É permitido criar um embrião com gameta de um morto(a)?  

Sim. Não constitui ilícito ético a reprodução assistida post mortem, desde que haja autorização prévia específica do(a) falecido(a) para o uso do material biológico criopreservado, de acordo com a legislação vigente. 
 

O que se faz com embriões não utilizados para fecundação?  

Os pais podem decidir doá-los para outras famílias, mas a doação não pode ter caráter lucrativo, e os doadores não devem conhecer a identidade dos receptores e vice-versa; caso os embriões apresentem anomalias genéticas graves, podem ser doados para pesquisa; se forem congelados, após período mínimo de três anos, poderão ser descartados. Fonte: Resolução 2.168/2017 do Conselho Federal de Medicina 

 Fonte: O Globo
 
Opinião, por Fabíola Cunha, advogada da Areal Pires Advogados. 

Hodiernamente, a população brasileira tem decidido ter filhos biológicos mais tarde, e como consequência, o número de congelamento de embriões tem aumentado.  

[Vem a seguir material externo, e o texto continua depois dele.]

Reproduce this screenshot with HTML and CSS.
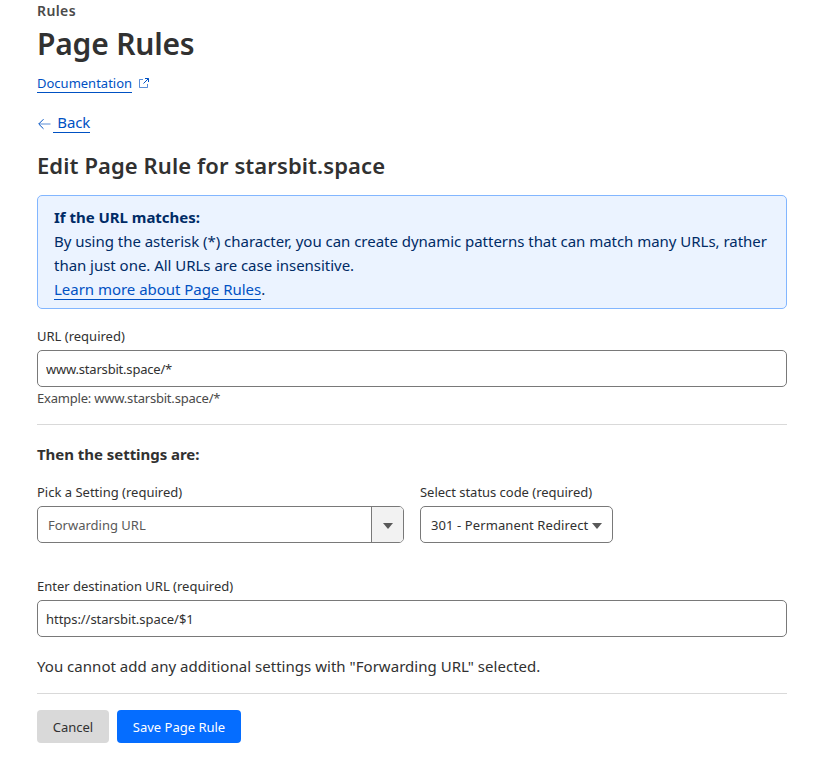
FILE: index.html
```
<!DOCTYPE html>
<html lang="en">
<head>
<meta charset="utf-8">
<title>Page Rules</title>
<link rel="stylesheet" href="styles.css">
</head>
<body>
<main class="page">
  <p class="eyebrow">Rules</p>
  <h1 class="title">Page Rules</h1>
  <p class="docs"><a class="link" href="#">Documentation</a><svg class="icon-external" viewBox="0 0 12 12" aria-hidden="true"><path class="soft" d="M5 2.5H1.5v8h8V7"/><path d="M7 1.5h3.5V5M10.5 1.5L5.5 6.5"/></svg></p>
  <p class="back"><svg class="icon-arrow" viewBox="0 0 14 12" aria-hidden="true"><path class="soft" d="M13.5 6H2"/><path d="M6.5 1.2L1.7 6L6.5 10.8"/></svg><a class="link" href="#">&nbsp;Back</a></p>
  <h2 class="subtitle">Edit Page Rule for starsbit.space</h2>

  <section class="notice">
    <strong>If the URL matches:</strong>
    <p>By using the asterisk (*) character, you can create dynamic patterns that can match many URLs, rather than just one. All URLs are case insensitive.</p>
    <p><a class="link" href="#">Learn more about Page Rules</a>.</p>
  </section>

  <form>
    <div class="field field-url">
      <label for="url">URL (required)</label>
      <input class="control tight" id="url" type="text" value="www.starsbit.space/*">
      <p class="hint tight">Example: www.starsbit.space/*</p>
    </div>
    <hr>
    <h3 class="section-title">Then the settings are:</h3>
    <div class="row">
      <div class="field field-setting">
        <label>Pick a Setting (required)</label>
        <div class="control combo">
          <span class="combo-value">Forwarding URL</span>
          <span class="combo-toggle"><svg class="caret" viewBox="0 0 10 6"><path d="M0 0h10L5 6z"/></svg></span>
        </div>
      </div>
      <div class="field field-status">
        <label>Select status code (required)</label>
        <div class="control select">
          <span>301 - Permanent Redirect</span>
          <svg class="caret" viewBox="0 0 10 6"><path d="M0 0h10L5 6z"/></svg>
        </div>
      </div>
    </div>
    <div class="field field-destination">
      <label for="destination">Enter destination URL (required)</label>
      <input class="control destination" id="destination" type="text" value="https://starsbit.space/$1">
    </div>
    <p class="message">You cannot add any additional settings with "Forwarding URL" selected.</p>
    <hr class="hr-actions">
    <div class="actions">
      <button class="button" type="button">Cancel</button>
      <button class="button button-primary" type="button">Save Page Rule</button>
    </div>
  </form>
</main>
</body>
</html>
```
FILE: styles.css
```
* { box-sizing: border-box; }

body {
  margin: 0;
  background: #fff;
  color: #313131;
  font: 15px/24px "Noto Sans", sans-serif;
}

p, h1, h2, h3 { margin: 0; }

.page {
  width: 750px;
  margin-left: 37px;
  padding-top: 1px;
}

.eyebrow {
  color: #4a4a4a;
  font-size: 14px;
  font-weight: 600;
  line-height: 20px;
  letter-spacing: 0.4px;
}

.title {
  margin-top: 3px;
  font-size: 30px;
  font-weight: 600;
  line-height: 40px;
  letter-spacing: -0.2px;
}

.link {
  border-bottom: 1px solid #0051c3;
  color: #0051c3;
  text-decoration: none;
}

.docs {
  display: flex;
  align-items: center;
  gap: 6px;
  height: 20px;
  margin-top: 9px;
  font-size: 13px;
  line-height: 20px;
}

.docs .link, .back .link { line-height: normal; }
.back .link { letter-spacing: -0.1px; padding-left: 0.5px; }

.icon-external { width: 12px; height: 12px; }

.icon-arrow {
  width: 14px;
  height: 12px;
  margin: 3px 2px 0 0;
}

.icon-external, .icon-arrow {
  fill: none;
  stroke: #0051c3;
}

.soft { opacity: 0.65; }

.back {
  display: flex;
  align-items: center;
  height: 24px;
  margin-top: 17px;
}

.subtitle {
  margin-top: 16px;
  font-size: 22px;
  font-weight: 600;
  line-height: 30px;
  letter-spacing: 0.09px;
}

.notice {
  height: 114px;
  margin-top: 15px;
  padding: 9px 16px 7px;
  border: 1px solid #82b6ff;
  border-radius: 5px;
  background: #ebf3ff;
  color: #002b66;
  letter-spacing: -0.03px;
}

.notice strong { display: block; }

.field {
  font-size: 13px;
  line-height: 20px;
}

.field label { display: block; }
.field-url { margin-top: 17px; }
.field-setting { width: 367px; }
.field-status { width: 193px; }
.field-status label { letter-spacing: -0.03px; }
.field-destination { margin-top: 33px; }

.control {
  display: block;
  width: 100%;
  height: 37px;
  margin-top: 4px;
  padding: 0 8px;
  border: 1px solid #797979;
  border-radius: 5px;
  background: #fff;
  color: #313131;
  font: 13px/20px "Noto Sans", sans-serif;
}

.tight { letter-spacing: -0.2px; }
.destination { letter-spacing: -0.05px; }

.hint {
  margin-top: 1px;
  color: #4a4a4a;
}

hr {
  height: 1px;
  margin: 16px 0 0;
  border: 0;
  background: #d9d9d9;
}

.section-title {
  margin-top: 17px;
  font-size: 15px;
  font-weight: 700;
  letter-spacing: -0.04px;
}

.row {
  display: flex;
  gap: 16px;
  margin-top: 16px;
}

.combo {
  display: flex;
  padding: 0;
  overflow: hidden;
}

.combo-value {
  flex: 1;
  padding: 8px 10px;
  color: #595959;
}

.combo-toggle {
  display: flex;
  align-items: center;
  justify-content: center;
  width: 32px;
  border-left: 1px solid #797979;
  background: #f2f2f2;
}

.caret {
  width: 10px;
  height: 6px;
  margin-top: 3px;
  fill: #595959;
}

.select {
  display: flex;
  align-items: center;
  justify-content: space-between;
  padding: 0 10px;
  letter-spacing: 0.1px;
  white-space: nowrap;
}

.message {
  margin-top: 17px;
  letter-spacing: 0.03px;
}

.hr-actions { margin-top: 15px; }

.actions {
  display: flex;
  gap: 8px;
  margin-top: 16px;
}

.button {
  width: 72px;
  height: 33px;
  padding: 0;
  border: 0;
  border-radius: 4px;
  background: #d9d9d9;
  color: #313131;
  font: 13px/20px "Noto Sans", sans-serif;
}

.button-primary {
  width: 124px;
  background: #056dff;
  color: #fff;
}
```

Mesmo com o crescimento de Fertilização in vitro e congelamento embrionário, o Brasil ainda não possui uma lei específica sobre o tema. O que existe é uma resolução do Conselho Federal de Medicina e a lei de biossegurança, que regulam as clínicas de fertilização. 

Para juristas, a falta de uma lei específica traz reflexos negativos para resolver os litígios acerca do tema. Já para a maioria dos médicos que atuam na área, o tema está bem regulamentado pela resolução do CFM e pela lei de biossegurança, afirmando que uma lei poderia engessar os avanços científicos. 

O debate sobre esse tema ainda está no começo, e ficar atento aos anseios sociais é o melhor caminho para regulamentar um assunto tão importante que reflete na vida humana.